If I show you the code I'm going to use to run my experiment, can you be confident in guessing which hypothesis I aim to test?
If yes, then HARKing should be easily detectable. By looking at my code, it should be clear that the hypothesis I am actually testing is not the one that I published.
If no, then the resulting data could be used to prove multiple different hypotheses, and thus doesn't necessarily constitute stronger evidence for any one of the particular hypotheses it could be used to prove (e.g. the hypothesis I preregistered).
To put it another way, in your first paragraph you say "there are likely many hypotheses that explain the data", but in the second paragraph, you talk as though there's a particular set of data such that if we get that data, we know there's only one hypothesis which it can be used to support! What gives?

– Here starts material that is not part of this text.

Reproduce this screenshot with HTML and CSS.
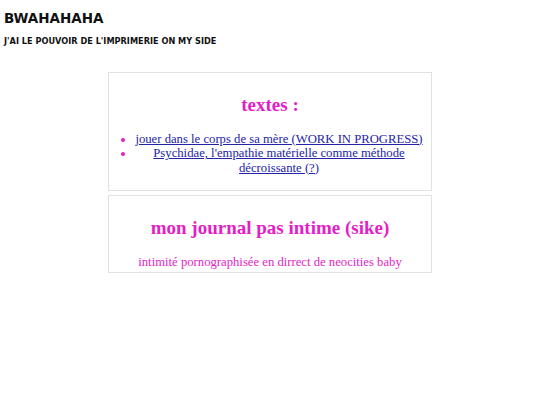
FILE: index.html
```html
<!DOCTYPE html>
<html>
<head>
<meta charset="utf-8">
<link rel="stylesheet" href="styles.css">
</head>
<body>
<header class="top">
  <h1 class="site-title">BWAHAHAHA</h1>
  <p class="site-sub">J'AI LE POUVOIR DE L'IMPRIMERIE ON MY SIDE</p>
</header>
<main class="boxes">
  <section class="box box-list">
    <h2 class="box-title">textes :</h2>
    <ul class="links">
      <li><a href="#">jouer dans le corps de sa mère (WORK IN PROGRESS)</a></li>
      <li><a href="#">Psychidae, l'empathie matérielle comme méthode décroissante (?)</a></li>
    </ul>
  </section>
  <section class="box box-journal">
    <h2 class="box-title">mon journal pas intime (sike)</h2>
    <p class="box-text">intimité pornographisée en dirrect de neocities baby</p>
  </section>
</main>
</body>
</html>
```
FILE: styles.css
```css
html, body { margin: 0; padding: 0; background: #fff; }
body { padding: 10px 4px; font-family: "Liberation Serif", serif; }
.top { font-family: "DejaVu Sans", Verdana, sans-serif; }
.site-title { margin: 0; font-size: 13.5px; font-weight: bold; color: #111; line-height: 16px; }
.site-sub { margin: 10px 0 0; font-size: 8.2px; font-weight: bold; color: #111; line-height: 10px; }
.boxes { width: 324px; margin: 26px auto 0; display: flex; flex-direction: column; gap: 4px; }
.box { border: 1px solid #e2e2e2; text-align: center; padding: 20px 0 15px; }
.box-journal { padding-bottom: 2px; }
.box-title { margin: 0; font-size: 19px; font-weight: bold; color: #e31ec8; line-height: 24px; }
.links { margin: 14.5px 0 0; padding: 0 8px 0 26px; font-size: 12.7px; line-height: 14.5px; color: #e31ec8; }
.links a { color: #2323a8; }
.box-text { margin: 15px 0 0; font-size: 12.7px; line-height: 14.5px; color: #e31ec8; }
```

My solution to the puzzle: Pre-registration works because it forces researchers to be honest about their prior knowledge. Basically, prior knowledge unencumbered by hindsight bias ("armchair reasoning") is underrated. Any hypothesis which has only the support of armchair reasoning or data from a single experiment is suspect. You really want both.
In Bayesian terms, you have to look at both the prior and the likelihood. Order shouldn't matter (multiplication is commutative), but as I said--hindsight bias.
Curious to hear your thoughts.
[There are also cases where given the data, there's only one plausible hypothesis which could possibly explain it. A well-designed experiment will hopefully produce data like this, but I think it's a bit orthogonal to the HARKing issue, because we can imagine scenarios where post hoc data analysis suggests there is only one plausible hypothesis for what's going on... although we should still be suspicious in that case because (presumably) we didn't have prior beliefs indicating this hypothesis was likely to be true. Note that in both cases we are bottlenecked on the creativity of the experiment designer/data analyst in thinking up alternative hypotheses.]
[BTW, I think "armchair reasoning" might have the same referent as phrases with a more positive connotation: "deconfusion work" or "research distillation".]